Sutton is the author of From The Projects To Fan Favorite: Made In Trenton.

== Community outreach and philanthropy ==
Beyond playing, Sutton founded the Fan Favorite Club, a basketball training and community development brand, as CEO. She has also worked as a coach and mentor, including a role as Varsity Girls Head Basketball Coach at George School.
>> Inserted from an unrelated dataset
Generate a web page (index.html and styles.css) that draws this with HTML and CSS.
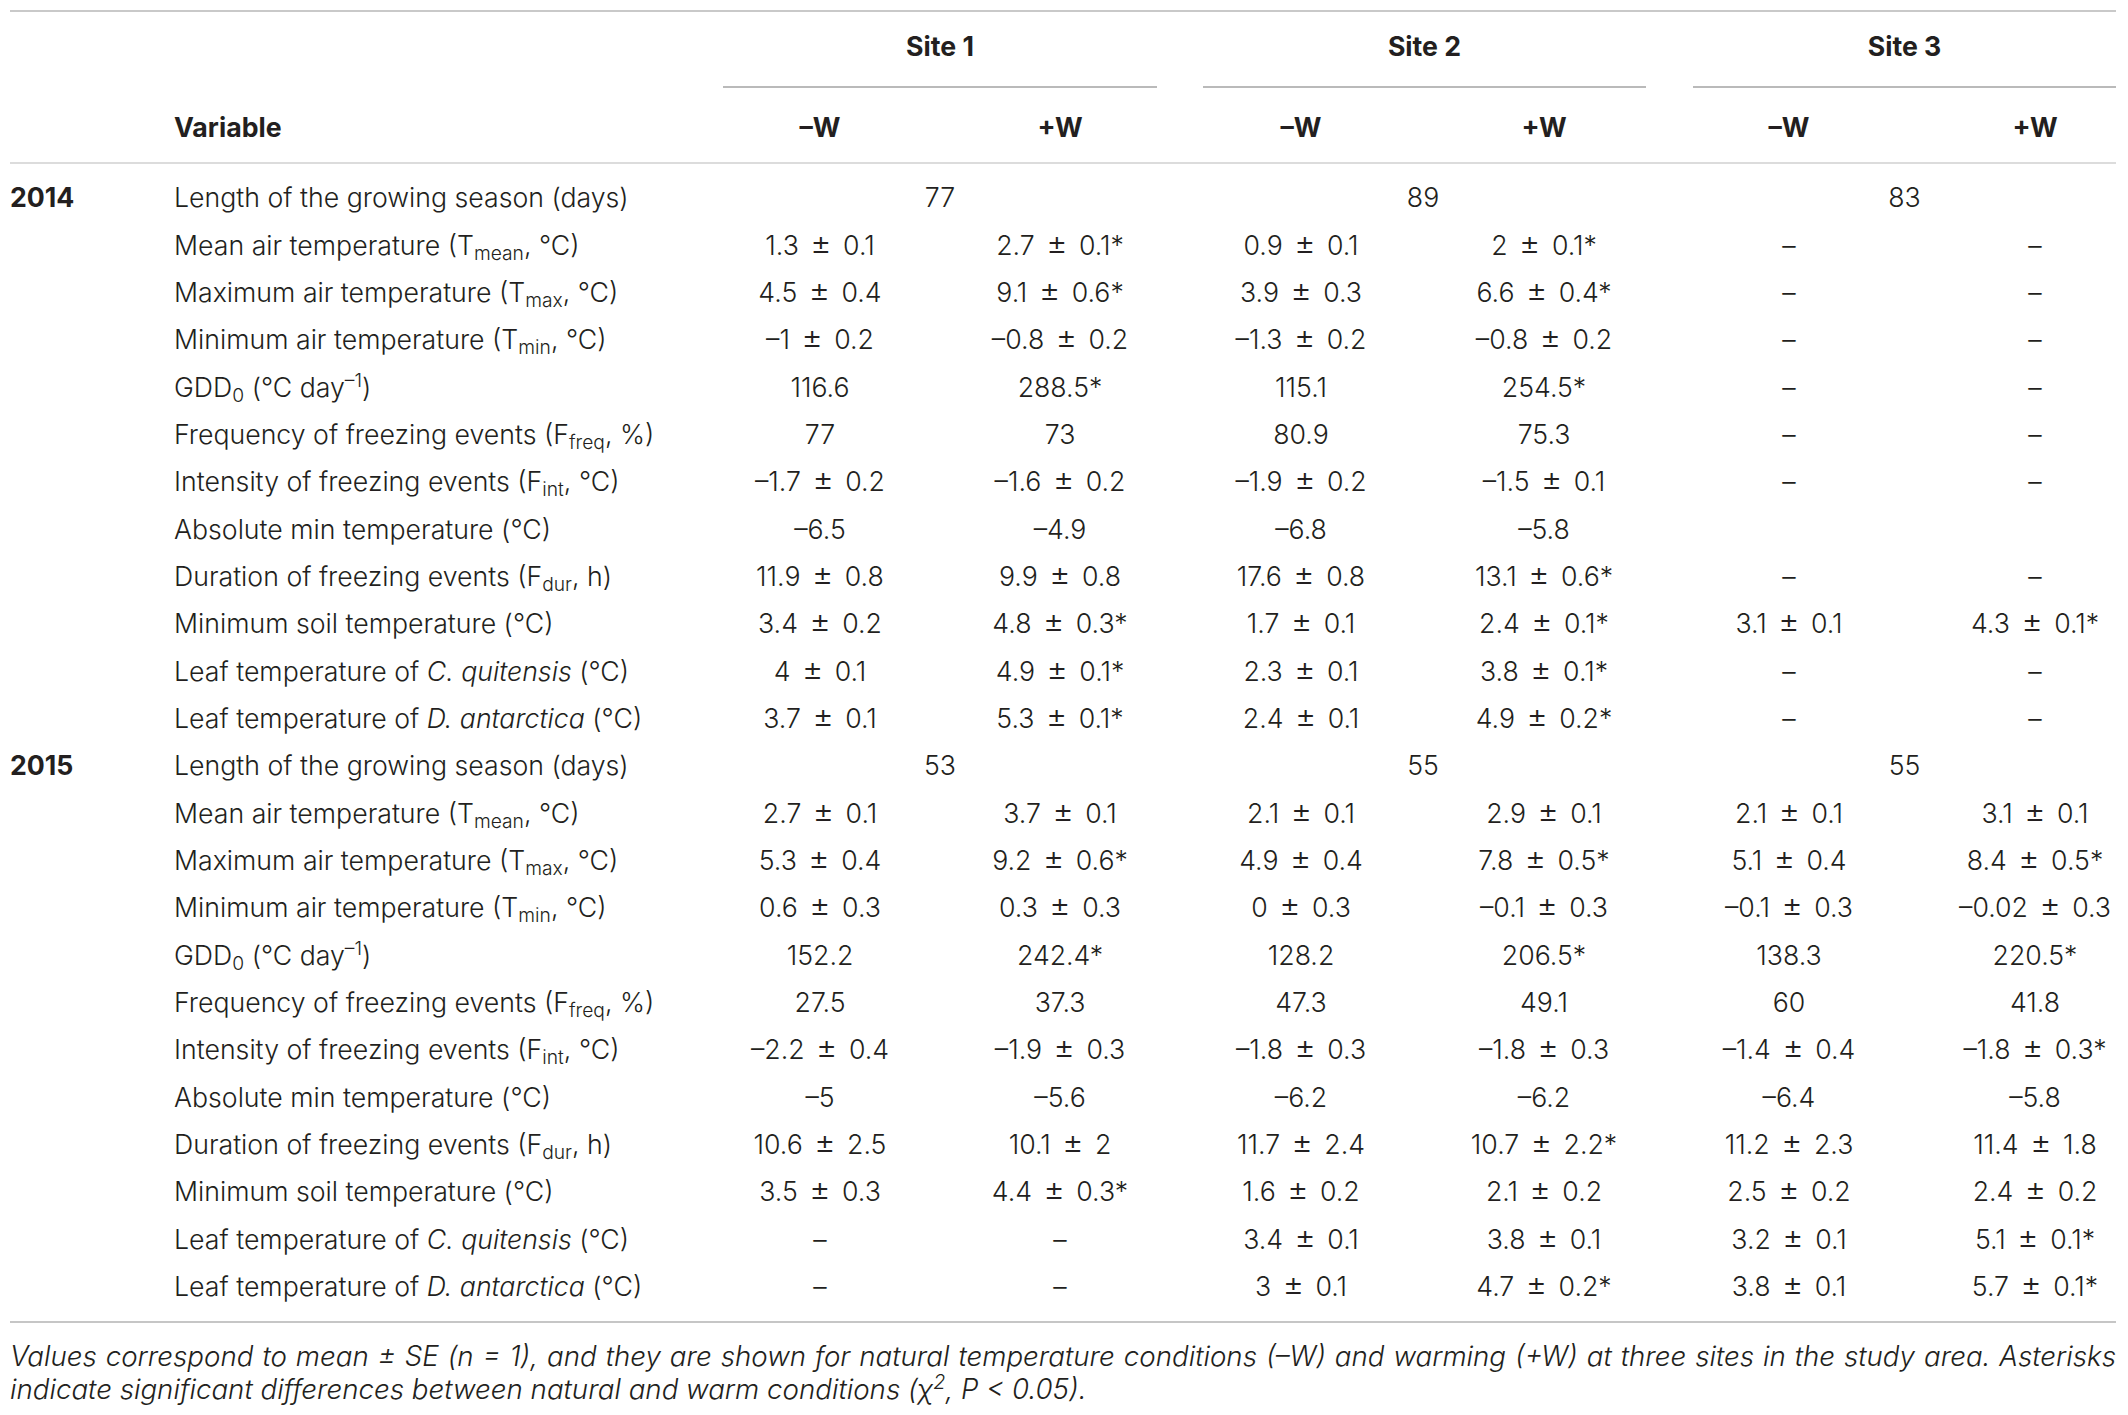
FILE: index.html
```html
<!DOCTYPE html>
<html lang="en">
<head>
<meta charset="utf-8">
<title>Table</title>
<link rel="stylesheet" href="styles.css">
</head>
<body>
<div class="wrap">
<table class="data">
<colgroup>
<col class="c-year"><col class="c-var"><col class="c-s1a"><col class="c-s1b"><col class="c-s2a"><col class="c-s2b"><col class="c-s3a"><col class="c-s3b">
</colgroup>
<thead>
<tr class="sites">
<th></th><th></th>
<th colspan="2" class="site s1"><div class="site-label">Site 1</div></th>
<th colspan="2" class="site s2"><div class="site-label">Site 2</div></th>
<th colspan="2" class="site s3"><div class="site-label">Site 3</div></th>
</tr>
<tr class="conds">
<th></th><th class="var">Variable</th>
<th>–W</th><th>+W</th><th>–W</th><th>+W</th><th>–W</th><th class="last">+W</th>
</tr>
</thead>
<tbody>
<tr class="first"><th class="year">2014</th><td class="var">Length of the growing season (days)</td><td colspan="2">77</td><td colspan="2">89</td><td colspan="2" class="span3">83</td></tr>
<tr><th></th><td class="var">Mean air temperature (T<sub>mean</sub>, °C)</td><td>1.3 <span class="pm">±</span> 0.1</td><td>2.7 <span class="pm">±</span> 0.1*</td><td>0.9 <span class="pm">±</span> 0.1</td><td>2 <span class="pm">±</span> 0.1*</td><td>–</td><td class="last">–</td></tr>
<tr><th></th><td class="var">Maximum air temperature (T<sub>max</sub>, °C)</td><td>4.5 <span class="pm">±</span> 0.4</td><td>9.1 <span class="pm">±</span> 0.6*</td><td>3.9 <span class="pm">±</span> 0.3</td><td>6.6 <span class="pm">±</span> 0.4*</td><td>–</td><td class="last">–</td></tr>
<tr><th></th><td class="var">Minimum air temperature (T<sub>min</sub>, °C)</td><td>–1 <span class="pm">±</span> 0.2</td><td>–0.8 <span class="pm">±</span> 0.2</td><td>–1.3 <span class="pm">±</span> 0.2</td><td>–0.8 <span class="pm">±</span> 0.2</td><td>–</td><td class="last">–</td></tr>
<tr><th></th><td class="var">GDD<sub>0</sub> (°C day<sup>–1</sup>)</td><td>116.6</td><td>288.5*</td><td>115.1</td><td>254.5*</td><td>–</td><td class="last">–</td></tr>
<tr><th></th><td class="var">Frequency of freezing events (F<sub>freq</sub>, %)</td><td>77</td><td>73</td><td>80.9</td><td>75.3</td><td>–</td><td class="last">–</td></tr>
<tr><th></th><td class="var">Intensity of freezing events (F<sub>int</sub>, °C)</td><td>–1.7 <span class="pm">±</span> 0.2</td><td>–1.6 <span class="pm">±</span> 0.2</td><td>–1.9 <span class="pm">±</span> 0.2</td><td>–1.5 <span class="pm">±</span> 0.1</td><td>–</td><td class="last">–</td></tr>
<tr><th></th><td class="var">Absolute min temperature (°C)</td><td>–6.5</td><td>–4.9</td><td>–6.8</td><td>–5.8</td><td></td><td class="last"></td></tr>
<tr><th></th><td class="var">Duration of freezing events (F<sub>dur</sub>, h)</td><td>11.9 <span class="pm">±</span> 0.8</td><td>9.9 <span class="pm">±</span> 0.8</td><td>17.6 <span class="pm">±</span> 0.8</td><td>13.1 <span class="pm">±</span> 0.6*</td><td>–</td><td class="last">–</td></tr>
<tr><th></th><td class="var">Minimum soil temperature (°C)</td><td>3.4 <span class="pm">±</span> 0.2</td><td>4.8 <span class="pm">±</span> 0.3*</td><td>1.7 <span class="pm">±</span> 0.1</td><td>2.4 <span class="pm">±</span> 0.1*</td><td>3.1 <span class="pm">±</span> 0.1</td><td class="last">4.3 <span class="pm">±</span> 0.1*</td></tr>
<tr><th></th><td class="var">Leaf temperature of <i>C. quitensis</i> (°C)</td><td>4 <span class="pm">±</span> 0.1</td><td>4.9 <span class="pm">±</span> 0.1*</td><td>2.3 <span class="pm">±</span> 0.1</td><td>3.8 <span class="pm">±</span> 0.1*</td><td>–</td><td class="last">–</td></tr>
<tr><th></th><td class="var">Leaf temperature of <i>D. antarctica</i> (°C)</td><td>3.7 <span class="pm">±</span> 0.1</td><td>5.3 <span class="pm">±</span> 0.1*</td><td>2.4 <span class="pm">±</span> 0.1</td><td>4.9 <span class="pm">±</span> 0.2*</td><td>–</td><td class="last">–</td></tr>

<tr><th class="year">2015</th><td class="var">Length of the growing season (days)</td><td colspan="2">53</td><td colspan="2">55</td><td colspan="2" class="span3">55</td></tr>
<tr><th></th><td class="var">Mean air temperature (T<sub>mean</sub>, °C)</td><td>2.7 <span class="pm">±</span> 0.1</td><td>3.7 <span class="pm">±</span> 0.1</td><td>2.1 <span class="pm">±</span> 0.1</td><td>2.9 <span class="pm">±</span> 0.1</td><td>2.1 <span class="pm">±</span> 0.1</td><td class="last">3.1 <span class="pm">±</span> 0.1</td></tr>
<tr><th></th><td class="var">Maximum air temperature (T<sub>max</sub>, °C)</td><td>5.3 <span class="pm">±</span> 0.4</td><td>9.2 <span class="pm">±</span> 0.6*</td><td>4.9 <span class="pm">±</span> 0.4</td><td>7.8 <span class="pm">±</span> 0.5*</td><td>5.1 <span class="pm">±</span> 0.4</td><td class="last">8.4 <span class="pm">±</span> 0.5*</td></tr>
<tr><th></th><td class="var">Minimum air temperature (T<sub>min</sub>, °C)</td><td>0.6 <span class="pm">±</span> 0.3</td><td>0.3 <span class="pm">±</span> 0.3</td><td>0 <span class="pm">±</span> 0.3</td><td>–0.1 <span class="pm">±</span> 0.3</td><td>–0.1 <span class="pm">±</span> 0.3</td><td class="last">–0.02 <span class="pm">±</span> 0.3</td></tr>
<tr><th></th><td class="var">GDD<sub>0</sub> (°C day<sup>–1</sup>)</td><td>152.2</td><td>242.4*</td><td>128.2</td><td>206.5*</td><td>138.3</td><td class="last">220.5*</td></tr>
<tr><th></th><td class="var">Frequency of freezing events (F<sub>freq</sub>, %)</td><td>27.5</td><td>37.3</td><td>47.3</td><td>49.1</td><td>60</td><td class="last">41.8</td></tr>
<tr><th></th><td class="var">Intensity of freezing events (F<sub>int</sub>, °C)</td><td>–2.2 <span class="pm">±</span> 0.4</td><td>–1.9 <span class="pm">±</span> 0.3</td><td>–1.8 <span class="pm">±</span> 0.3</td><td>–1.8 <span class="pm">±</span> 0.3</td><td>–1.4 <span class="pm">±</span> 0.4</td><td class="last">–1.8 <span class="pm">±</span> 0.3*</td></tr>
<tr><th></th><td class="var">Absolute min temperature (°C)</td><td>–5</td><td>–5.6</td><td>–6.2</td><td>–6.2</td><td>–6.4</td><td class="last">–5.8</td></tr>
<tr><th></th><td class="var">Duration of freezing events (F<sub>dur</sub>, h)</td><td>10.6 <span class="pm">±</span> 2.5</td><td>10.1 <span class="pm">±</span> 2</td><td>11.7 <span class="pm">±</span> 2.4</td><td>10.7 <span class="pm">±</span> 2.2*</td><td>11.2 <span class="pm">±</span> 2.3</td><td class="last">11.4 <span class="pm">±</span> 1.8</td></tr>
<tr><th></th><td class="var">Minimum soil temperature (°C)</td><td>3.5 <span class="pm">±</span> 0.3</td><td>4.4 <span class="pm">±</span> 0.3*</td><td>1.6 <span class="pm">±</span> 0.2</td><td>2.1 <span class="pm">±</span> 0.2</td><td>2.5 <span class="pm">±</span> 0.2</td><td class="last">2.4 <span class="pm">±</span> 0.2</td></tr>
<tr><th></th><td class="var">Leaf temperature of <i>C. quitensis</i> (°C)</td><td>–</td><td>–</td><td>3.4 <span class="pm">±</span> 0.1</td><td>3.8 <span class="pm">±</span> 0.1</td><td>3.2 <span class="pm">±</span> 0.1</td><td class="last">5.1 <span class="pm">±</span> 0.1*</td></tr>
<tr class="final"><th></th><td class="var">Leaf temperature of <i>D. antarctica</i> (°C)</td><td>–</td><td>–</td><td>3 <span class="pm">±</span> 0.1</td><td>4.7 <span class="pm">±</span> 0.2*</td><td>3.8 <span class="pm">±</span> 0.1</td><td class="last">5.7 <span class="pm">±</span> 0.1*</td></tr>
</tbody>
</table>
<p class="caption"><span class="line1">Values correspond to mean ± SE (n = 1), and they are shown for natural temperature conditions (–W) and warming (+W) at three sites in the study area. Asterisks</span> indicate significant differences between natural and warm conditions (χ<sup>2</sup>, P &lt; 0.05).</p>
</div>
</body>
</html>
```
FILE: styles.css
```css
html, body {
  margin: 0;
  background: #ffffff;
}

body {
  padding: 10px 12px 0 10px;
  font-family: Inter, "Liberation Sans", sans-serif;
  font-weight: 300;
  font-size: 26.7px;
  color: #231f20;
}

.wrap {
  width: 2106px;
}

.data {
  width: 2106px;
  table-layout: fixed;
  border-collapse: separate;
  border-spacing: 0;
  border-top: 2px solid #c9c9c9;
  border-bottom: 2px solid #c6c6c6;
}

.c-year { width: 164px; }
.c-var { width: 526px; }
.c-s1a { width: 240px; }
.c-s1b { width: 240px; }
.c-s2a { width: 242px; }
.c-s2b { width: 244px; }
.c-s3a { width: 246px; }
.c-s3b { width: 204px; }

th, td {
  padding: 0;
  font-weight: 300;
  text-align: center;
  white-space: nowrap;
}

thead th {
  font-weight: 700;
  line-height: 34px;
}

.sites th {
  padding-top: 17px;
  vertical-align: top;
}

.sites .site {
  padding-left: 23px;
  padding-right: 23px;
}

.sites .s2 {
  padding-right: 20px;
}

.sites .s3 {
  padding-left: 27px;
  padding-right: 0;
}

.site-label {
  padding-bottom: 23px;
  border-bottom: 2px solid #bababa;
}

.conds th {
  padding-top: 22px;
  padding-bottom: 18px;
  border-bottom: 2px solid #dcdcdc;
}

.conds th.var {
  text-align: left;
}

.conds th.last,
tbody td.last {
  padding-left: 42px;
}

tbody th,
tbody td {
  line-height: 47.33px;
  height: 47.33px;
  vertical-align: middle;
}

tbody td {
  word-spacing: 4px;
}

tbody td.var {
  text-align: left;
  word-spacing: 0;
}

.pm {
  font-size: 1.22em;
  line-height: 0;
}

tbody td.span3 {
  padding-left: 27px;
}

tbody th.year {
  text-align: left;
  font-weight: 700;
}

tbody tr.first th,
tbody tr.first td {
  padding-top: 10.3px;
}

tbody tr.final th,
tbody tr.final td {
  padding-bottom: 10.8px;
}

sub, sup {
  font-size: 0.72em;
  line-height: 0;
}

sub {
  vertical-align: -0.28em;
}

sup {
  vertical-align: 0.5em;
}

i {
  font-style: italic;
}

.caption {
  margin: 0;
  padding-top: 17.5px;
  font-size: 27.7px;
  font-style: italic;
  line-height: 33px;
}

.caption .line1 {
  display: block;
  text-align: justify;
  text-align-last: justify;
}
```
Sutton authored a book titled From the Projects to Fan Favorite, aimed at youth empowerment.

She is deeply tied to her hometown of Trenton, where she has been active in community outreach - hosting youth basketball tournaments, donating basketballs to the West Ward Center, and promoting positive development through sport.

== Personal life ==
Sutton maintains a presence of social media under the handle @fanfavorite11.

== Honors and legacy ==

- New Jersey Gatorade Player of the Year (2008)
- SEC All-Freshman Team (2009)
- Second-team All-SEC and SEC All-Defensive Team (2012)
- One of a small number of women to play for the Harlem Globetrotters.
- First woman Globetrotter from New Jersey.
- In Trenton, celebrated as a local role model and community leader.
- Inducted into the Mercer County Basketball Hall of Fame and CYO Hall of Fame.